6. Describe how XGBoost differs from Random Forest algorithms and provide an instance where you would prefer one over the other.

Given JPMorgan’s reliance on predictive analytics and risk assessment models, knowledge of algorithms like XGBoost and Random Forest is key. This question tests your technical expertise, analytical thinking, and ability to choose the right tool for specific problems.

How to Answer

Your answer should outline the key differences between XGBoost and Random Forest algorithms, emphasizing their strengths and weaknesses. Illustrate with an example where the choice of one algorithm over the other is clearly advantageous.

Example

“XGBoost and Random Forest differ mainly in how they build trees and handle data. XGBoost sequentially corrects errors, making it efficient for large, structured datasets but prone to overfitting. In contrast, Random Forest builds multiple trees independently, offering robustness and simplicity, suitable for diverse data types but potentially less precise. For instance, in a high-stakes financial prediction with a large, complex dataset, I’d use XGBoost for its precision and efficiency. But for a smaller dataset where I’m concerned about overfitting, I’d opt for Random Forest due to its robustness and simplicity.”
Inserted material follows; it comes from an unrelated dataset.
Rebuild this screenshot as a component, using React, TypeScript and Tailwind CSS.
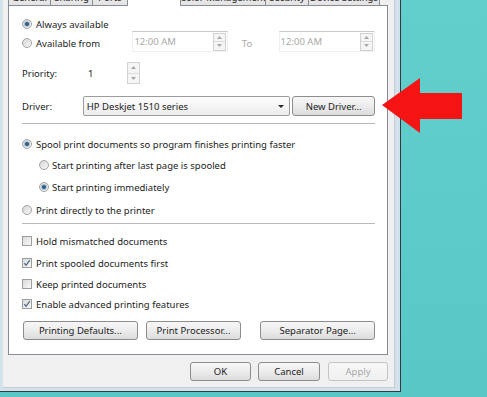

7. Outline strategies for optimizing Spark jobs to enhance performance and efficiently manage resources.

You’re expected to handle large datasets efficiently and cost-effectively as a JPMorgan Data Engineer. This question tests your understanding of Spark’s working principles and your ability to use its features to improve job performance and resource management.

How to Answer

This question tests your understanding of Spark’s working principles and your ability to use its features to improve job performance and resource management. It’s essential in data engineering because you’re expected to handle large datasets efficiently and cost-effectively.

Example

“To optimize Spark jobs, I focus on three key areas: data partitioning, memory management, and code optimization. For data partitioning, I leverage techniques like key-based partitioning to enable parallel processing and adjust partition sizes based on data volume. In terms of memory management, I utilize Kryo serialization and tune garbage collection parameters to minimize overhead. On the code side, I prioritize efficient data structures, avoid unnecessary shuffles, and vectorize operations whenever possible. Additionally, I’m mindful of resource constraints. I utilize dynamic allocation of executors based on workload, monitor resource usage for bottlenecks, and leverage cost-effective cloud resources where available. In my previous project, implementing these strategies resulted in a 30% reduction in job execution time and a 20% decrease in cloud resource costs.”
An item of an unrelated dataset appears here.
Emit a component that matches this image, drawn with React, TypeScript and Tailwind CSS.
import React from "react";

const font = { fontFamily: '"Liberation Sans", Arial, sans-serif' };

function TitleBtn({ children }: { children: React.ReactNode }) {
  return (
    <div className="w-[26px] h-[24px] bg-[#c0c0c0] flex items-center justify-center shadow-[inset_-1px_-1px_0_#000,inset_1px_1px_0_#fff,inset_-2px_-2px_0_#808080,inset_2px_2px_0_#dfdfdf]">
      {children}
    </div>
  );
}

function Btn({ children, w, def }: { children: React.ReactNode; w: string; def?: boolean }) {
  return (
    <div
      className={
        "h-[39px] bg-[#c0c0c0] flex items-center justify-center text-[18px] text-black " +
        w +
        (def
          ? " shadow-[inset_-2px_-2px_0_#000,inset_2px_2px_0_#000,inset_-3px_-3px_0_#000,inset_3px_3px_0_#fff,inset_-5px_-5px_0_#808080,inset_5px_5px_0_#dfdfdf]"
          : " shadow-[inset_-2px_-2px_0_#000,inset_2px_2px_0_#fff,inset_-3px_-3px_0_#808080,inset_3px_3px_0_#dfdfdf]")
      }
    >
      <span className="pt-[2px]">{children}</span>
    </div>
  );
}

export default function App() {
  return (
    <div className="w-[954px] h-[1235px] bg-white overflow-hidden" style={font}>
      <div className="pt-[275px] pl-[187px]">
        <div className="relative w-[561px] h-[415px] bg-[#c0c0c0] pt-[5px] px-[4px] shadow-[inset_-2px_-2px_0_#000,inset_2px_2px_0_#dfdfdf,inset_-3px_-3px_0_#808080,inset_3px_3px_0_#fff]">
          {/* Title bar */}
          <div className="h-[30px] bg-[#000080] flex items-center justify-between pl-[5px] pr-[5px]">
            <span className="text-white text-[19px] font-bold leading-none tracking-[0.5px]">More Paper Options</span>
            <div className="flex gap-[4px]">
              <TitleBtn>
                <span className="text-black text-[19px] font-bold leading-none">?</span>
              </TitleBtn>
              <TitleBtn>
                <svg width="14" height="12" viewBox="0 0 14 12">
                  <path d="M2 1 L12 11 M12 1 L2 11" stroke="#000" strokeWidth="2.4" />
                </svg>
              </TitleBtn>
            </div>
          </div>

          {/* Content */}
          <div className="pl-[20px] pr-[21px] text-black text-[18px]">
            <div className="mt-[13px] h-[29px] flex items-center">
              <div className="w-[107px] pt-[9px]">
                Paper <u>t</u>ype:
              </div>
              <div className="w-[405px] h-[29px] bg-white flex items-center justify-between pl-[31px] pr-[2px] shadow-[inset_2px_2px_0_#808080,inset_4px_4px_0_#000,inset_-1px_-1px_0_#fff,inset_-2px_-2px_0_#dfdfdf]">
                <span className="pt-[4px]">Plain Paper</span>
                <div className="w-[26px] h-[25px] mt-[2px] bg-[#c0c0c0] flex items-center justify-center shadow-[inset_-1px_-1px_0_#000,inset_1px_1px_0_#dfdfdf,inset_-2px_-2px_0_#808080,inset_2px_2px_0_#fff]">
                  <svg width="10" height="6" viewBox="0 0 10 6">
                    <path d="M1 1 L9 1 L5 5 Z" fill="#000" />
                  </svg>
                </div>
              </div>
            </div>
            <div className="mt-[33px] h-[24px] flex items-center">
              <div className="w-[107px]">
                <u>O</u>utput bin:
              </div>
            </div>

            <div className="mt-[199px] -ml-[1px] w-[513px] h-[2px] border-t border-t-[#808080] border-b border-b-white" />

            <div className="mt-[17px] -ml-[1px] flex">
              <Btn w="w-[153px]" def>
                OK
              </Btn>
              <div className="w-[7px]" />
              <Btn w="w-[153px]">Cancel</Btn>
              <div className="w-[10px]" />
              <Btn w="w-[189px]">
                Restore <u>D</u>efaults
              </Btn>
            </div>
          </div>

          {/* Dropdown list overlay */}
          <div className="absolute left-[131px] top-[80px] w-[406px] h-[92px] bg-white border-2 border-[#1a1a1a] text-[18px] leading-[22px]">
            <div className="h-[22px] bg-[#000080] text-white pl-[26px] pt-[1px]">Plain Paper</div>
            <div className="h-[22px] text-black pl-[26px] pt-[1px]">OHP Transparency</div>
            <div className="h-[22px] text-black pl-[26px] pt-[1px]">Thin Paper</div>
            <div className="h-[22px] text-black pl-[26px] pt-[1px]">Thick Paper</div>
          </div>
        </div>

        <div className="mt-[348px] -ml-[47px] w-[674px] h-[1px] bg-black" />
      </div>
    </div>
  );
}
8. Write a function, ‘replace_words,’ to stem words in a sentence with root forming it, given a dictionary consisting of many roots and a sentence. For words with multiple roots, replace with the shortest one.

As JPMorgan deals extensively with financial data, being able to handle and process textual information efficiently is significant This question assesses your ability to design a function that performs a specific task related to text processing and demonstrates your understanding of data structures and string manipulation.

How to Answer

In your answer, describe writing a well-structured function in a programming language of your choice. Focus on handling multiple roots for words, selecting the shortest one, and providing a clear and efficient solution.

Example

“To approach this problem, I’d start by defining the function replace_words that takes two parameters: a sentence and a dictionary of roots. My strategy would involve splitting the sentence into individual words and then iterating through each word. For each word, I’d look for all possible roots present in the roots dictionary that the word starts with. From these possible roots, I’d select the shortest one. This is crucial because the requirement is to use the root with the shortest length in case a word has multiple roots. After finding the appropriate root for each word, I’d replace the beginning of the word with this root. If a word doesn’t have any matching root in the dictionary, I’d keep it unchanged. Finally, I’d join these processed words back into a sentence and return it.”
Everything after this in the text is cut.